Extract each line containing the string "page".

▬▬▬▬▬▬▬▬▬▬

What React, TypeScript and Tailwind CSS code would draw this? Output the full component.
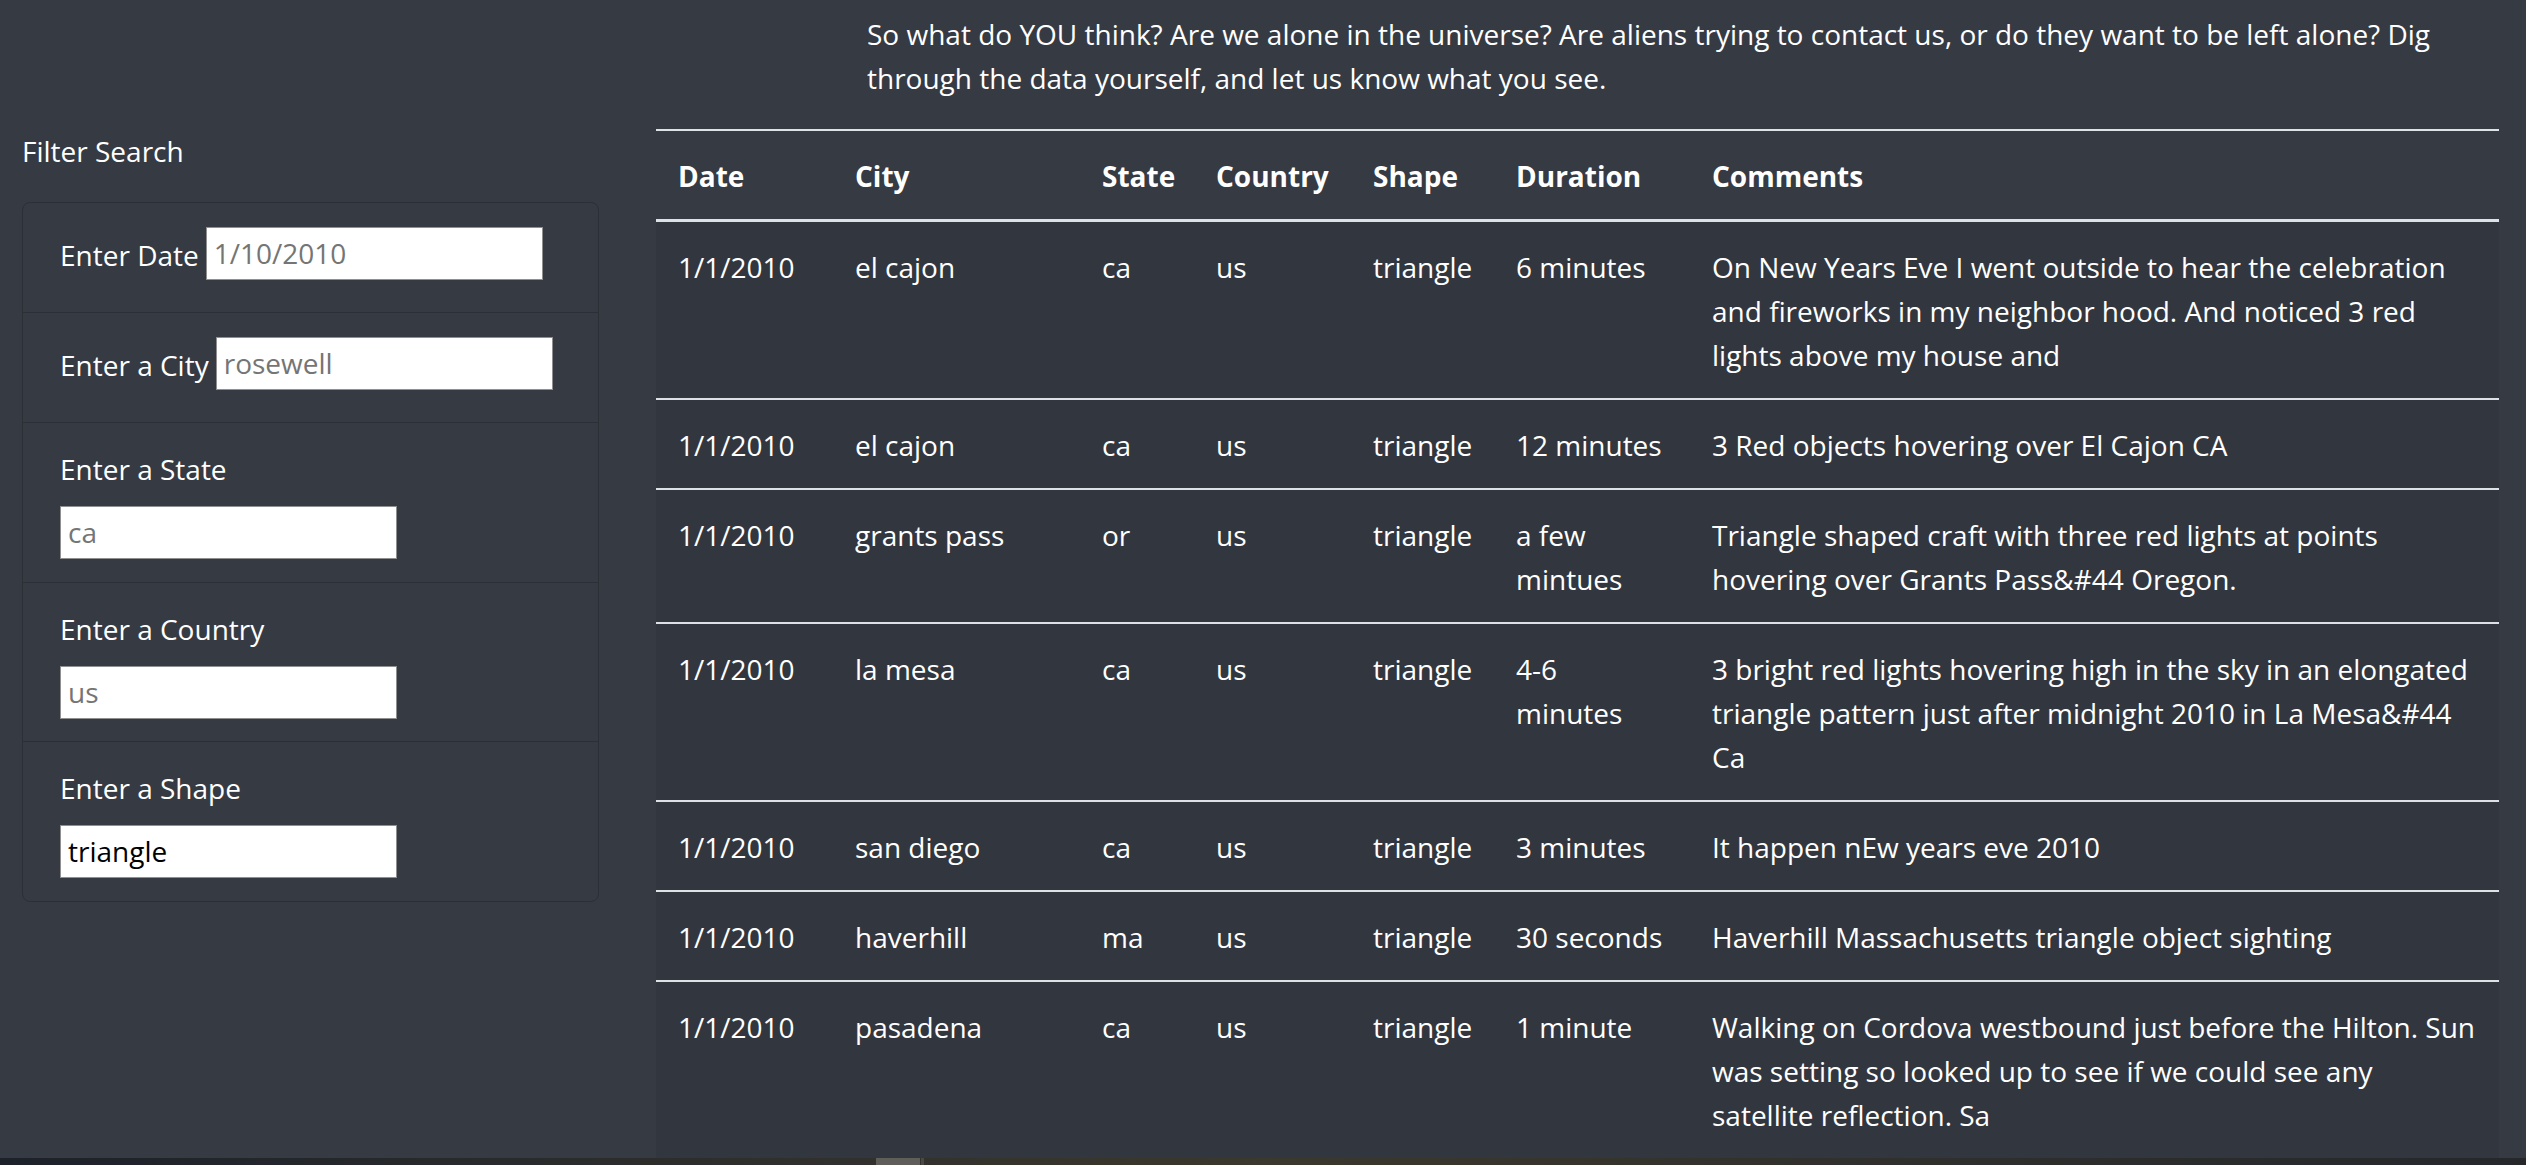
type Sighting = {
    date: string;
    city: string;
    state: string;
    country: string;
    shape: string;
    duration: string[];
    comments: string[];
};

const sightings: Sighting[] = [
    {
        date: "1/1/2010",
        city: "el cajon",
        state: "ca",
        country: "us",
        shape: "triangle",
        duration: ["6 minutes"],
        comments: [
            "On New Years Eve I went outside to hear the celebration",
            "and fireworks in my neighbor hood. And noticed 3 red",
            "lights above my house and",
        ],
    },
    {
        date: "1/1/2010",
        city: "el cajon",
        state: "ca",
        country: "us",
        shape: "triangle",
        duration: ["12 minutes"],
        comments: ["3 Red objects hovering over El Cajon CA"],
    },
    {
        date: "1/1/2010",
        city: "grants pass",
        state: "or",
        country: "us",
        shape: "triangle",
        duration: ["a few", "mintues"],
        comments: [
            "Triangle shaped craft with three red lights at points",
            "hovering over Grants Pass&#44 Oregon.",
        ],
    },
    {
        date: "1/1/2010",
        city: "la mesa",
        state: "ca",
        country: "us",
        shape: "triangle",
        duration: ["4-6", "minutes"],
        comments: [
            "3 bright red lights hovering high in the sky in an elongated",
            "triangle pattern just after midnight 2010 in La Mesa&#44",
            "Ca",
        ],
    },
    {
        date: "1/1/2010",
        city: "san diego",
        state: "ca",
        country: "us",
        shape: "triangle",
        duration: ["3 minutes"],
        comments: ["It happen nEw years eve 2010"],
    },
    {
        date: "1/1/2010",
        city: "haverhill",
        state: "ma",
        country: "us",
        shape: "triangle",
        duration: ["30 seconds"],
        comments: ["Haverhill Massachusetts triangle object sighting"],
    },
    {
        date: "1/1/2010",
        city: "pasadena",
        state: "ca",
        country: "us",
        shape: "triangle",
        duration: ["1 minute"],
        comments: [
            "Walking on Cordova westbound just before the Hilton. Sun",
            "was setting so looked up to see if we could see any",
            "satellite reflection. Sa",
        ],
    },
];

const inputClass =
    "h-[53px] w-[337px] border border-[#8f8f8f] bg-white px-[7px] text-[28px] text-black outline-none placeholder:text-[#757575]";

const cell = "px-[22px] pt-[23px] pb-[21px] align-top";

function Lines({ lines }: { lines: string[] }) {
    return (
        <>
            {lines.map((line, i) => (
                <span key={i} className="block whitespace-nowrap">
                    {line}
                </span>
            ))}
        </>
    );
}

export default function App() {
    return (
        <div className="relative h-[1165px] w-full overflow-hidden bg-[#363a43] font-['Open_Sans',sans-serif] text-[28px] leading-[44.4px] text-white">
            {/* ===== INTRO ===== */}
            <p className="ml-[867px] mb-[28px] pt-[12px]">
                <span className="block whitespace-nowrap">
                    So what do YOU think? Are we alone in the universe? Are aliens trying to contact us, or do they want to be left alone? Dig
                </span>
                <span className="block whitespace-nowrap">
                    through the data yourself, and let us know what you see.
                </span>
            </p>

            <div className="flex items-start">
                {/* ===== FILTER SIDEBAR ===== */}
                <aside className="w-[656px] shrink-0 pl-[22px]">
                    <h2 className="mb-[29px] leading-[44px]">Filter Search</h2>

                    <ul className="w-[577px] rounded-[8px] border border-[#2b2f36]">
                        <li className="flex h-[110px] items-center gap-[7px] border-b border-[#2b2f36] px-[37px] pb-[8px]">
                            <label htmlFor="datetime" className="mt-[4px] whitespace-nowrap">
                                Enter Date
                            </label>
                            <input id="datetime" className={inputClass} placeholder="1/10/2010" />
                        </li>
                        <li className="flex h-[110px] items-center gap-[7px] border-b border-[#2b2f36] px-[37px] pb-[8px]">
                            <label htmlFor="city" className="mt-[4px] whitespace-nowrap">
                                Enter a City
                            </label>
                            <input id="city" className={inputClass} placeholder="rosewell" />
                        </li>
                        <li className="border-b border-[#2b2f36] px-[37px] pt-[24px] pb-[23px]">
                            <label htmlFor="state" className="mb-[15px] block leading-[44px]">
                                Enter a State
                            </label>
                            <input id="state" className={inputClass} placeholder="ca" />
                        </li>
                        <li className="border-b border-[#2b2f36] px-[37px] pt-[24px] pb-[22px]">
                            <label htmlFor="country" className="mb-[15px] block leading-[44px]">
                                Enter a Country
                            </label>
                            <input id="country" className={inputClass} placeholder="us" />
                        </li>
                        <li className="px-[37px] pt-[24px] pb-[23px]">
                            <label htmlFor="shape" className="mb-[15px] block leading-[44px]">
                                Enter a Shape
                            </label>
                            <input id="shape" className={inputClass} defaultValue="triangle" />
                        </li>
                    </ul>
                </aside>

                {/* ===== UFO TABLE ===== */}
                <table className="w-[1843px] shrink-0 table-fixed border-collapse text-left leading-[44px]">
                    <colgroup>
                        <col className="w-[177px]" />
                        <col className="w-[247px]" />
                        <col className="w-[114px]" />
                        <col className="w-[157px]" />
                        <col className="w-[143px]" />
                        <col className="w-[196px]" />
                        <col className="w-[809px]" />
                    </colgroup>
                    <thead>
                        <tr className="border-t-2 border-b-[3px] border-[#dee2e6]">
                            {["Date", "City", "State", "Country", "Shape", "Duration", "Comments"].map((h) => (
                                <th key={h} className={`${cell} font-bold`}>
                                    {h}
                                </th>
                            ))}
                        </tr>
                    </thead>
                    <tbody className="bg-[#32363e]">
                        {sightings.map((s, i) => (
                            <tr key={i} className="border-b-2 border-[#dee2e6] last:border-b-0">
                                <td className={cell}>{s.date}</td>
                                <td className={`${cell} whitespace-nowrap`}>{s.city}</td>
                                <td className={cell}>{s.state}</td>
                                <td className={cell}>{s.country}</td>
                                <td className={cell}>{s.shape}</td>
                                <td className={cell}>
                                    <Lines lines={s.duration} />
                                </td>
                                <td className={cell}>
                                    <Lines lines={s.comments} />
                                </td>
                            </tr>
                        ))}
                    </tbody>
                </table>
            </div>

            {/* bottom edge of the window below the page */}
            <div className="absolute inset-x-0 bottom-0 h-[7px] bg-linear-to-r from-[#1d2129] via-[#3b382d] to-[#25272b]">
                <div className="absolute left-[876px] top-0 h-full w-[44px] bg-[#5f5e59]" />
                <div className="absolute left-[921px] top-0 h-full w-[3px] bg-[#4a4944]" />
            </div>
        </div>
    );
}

▬▬▬▬▬▬▬▬▬▬

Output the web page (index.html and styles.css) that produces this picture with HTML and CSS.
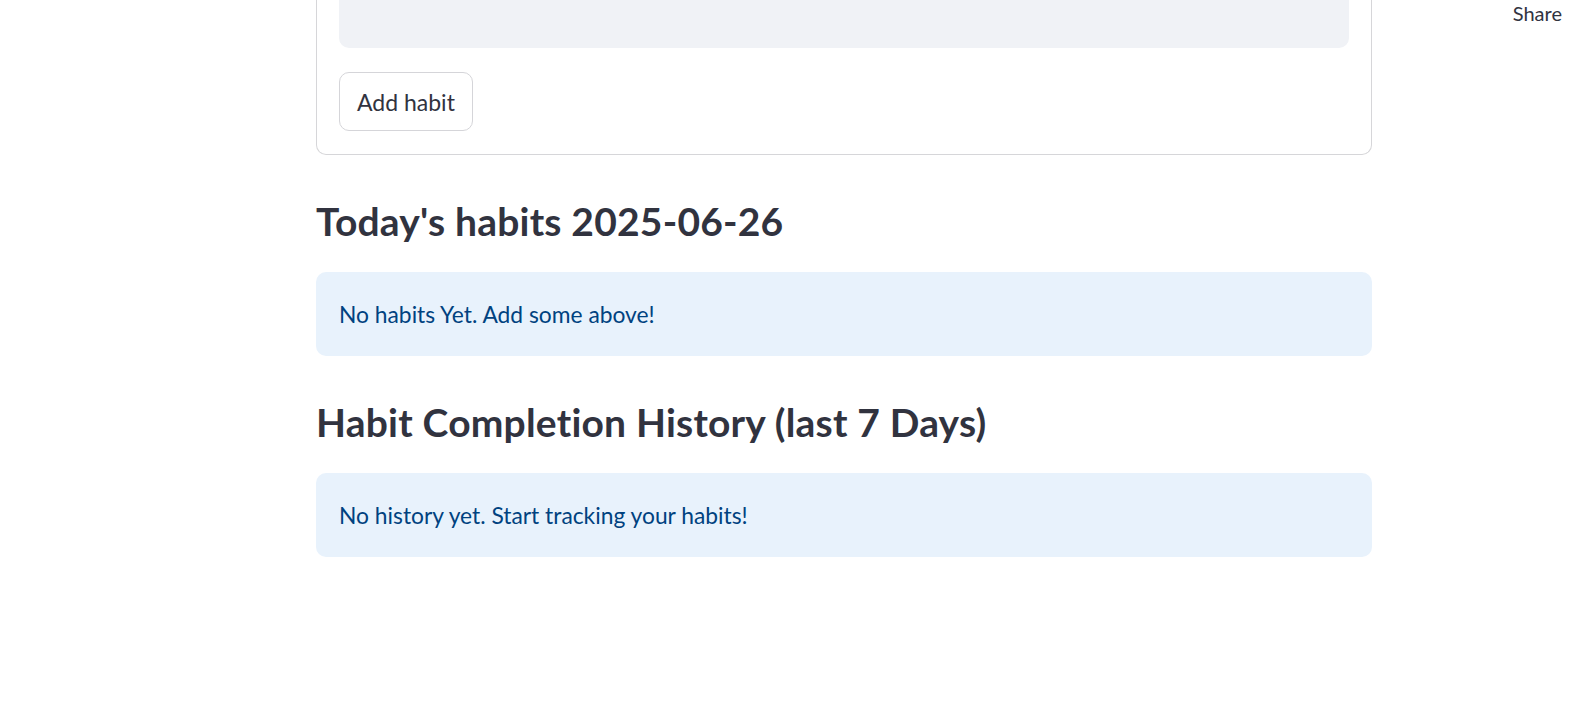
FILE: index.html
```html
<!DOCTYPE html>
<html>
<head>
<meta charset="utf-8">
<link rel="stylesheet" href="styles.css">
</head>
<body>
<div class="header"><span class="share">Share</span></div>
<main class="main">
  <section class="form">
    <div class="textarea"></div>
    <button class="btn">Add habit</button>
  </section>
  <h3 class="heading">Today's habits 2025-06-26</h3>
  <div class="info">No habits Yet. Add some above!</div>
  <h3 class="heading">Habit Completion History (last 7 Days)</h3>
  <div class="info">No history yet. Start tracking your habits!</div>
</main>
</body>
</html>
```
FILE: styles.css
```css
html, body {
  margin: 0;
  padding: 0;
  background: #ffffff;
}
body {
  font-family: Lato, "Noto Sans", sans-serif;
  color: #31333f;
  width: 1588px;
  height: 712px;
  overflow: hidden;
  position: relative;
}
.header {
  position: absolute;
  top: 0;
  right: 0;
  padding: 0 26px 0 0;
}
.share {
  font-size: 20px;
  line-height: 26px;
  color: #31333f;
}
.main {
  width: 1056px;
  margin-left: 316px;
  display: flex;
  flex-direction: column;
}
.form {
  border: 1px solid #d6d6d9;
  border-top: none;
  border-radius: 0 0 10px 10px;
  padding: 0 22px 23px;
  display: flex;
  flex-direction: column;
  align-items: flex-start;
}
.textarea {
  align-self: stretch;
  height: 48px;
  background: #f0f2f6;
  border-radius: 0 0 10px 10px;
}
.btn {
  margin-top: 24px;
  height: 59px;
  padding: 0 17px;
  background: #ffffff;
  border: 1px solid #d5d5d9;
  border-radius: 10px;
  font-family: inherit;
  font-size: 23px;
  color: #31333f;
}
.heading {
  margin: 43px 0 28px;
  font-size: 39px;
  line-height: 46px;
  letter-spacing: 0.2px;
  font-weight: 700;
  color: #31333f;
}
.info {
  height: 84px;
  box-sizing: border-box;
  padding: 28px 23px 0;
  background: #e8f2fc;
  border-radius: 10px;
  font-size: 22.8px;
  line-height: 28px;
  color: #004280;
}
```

▬▬▬▬▬▬▬▬▬▬

▸ EXPECTED ANSWER
            {/* bottom edge of the window below the page */}
Output the web page (index.html and styles.css) that produces this picture with HTML and CSS.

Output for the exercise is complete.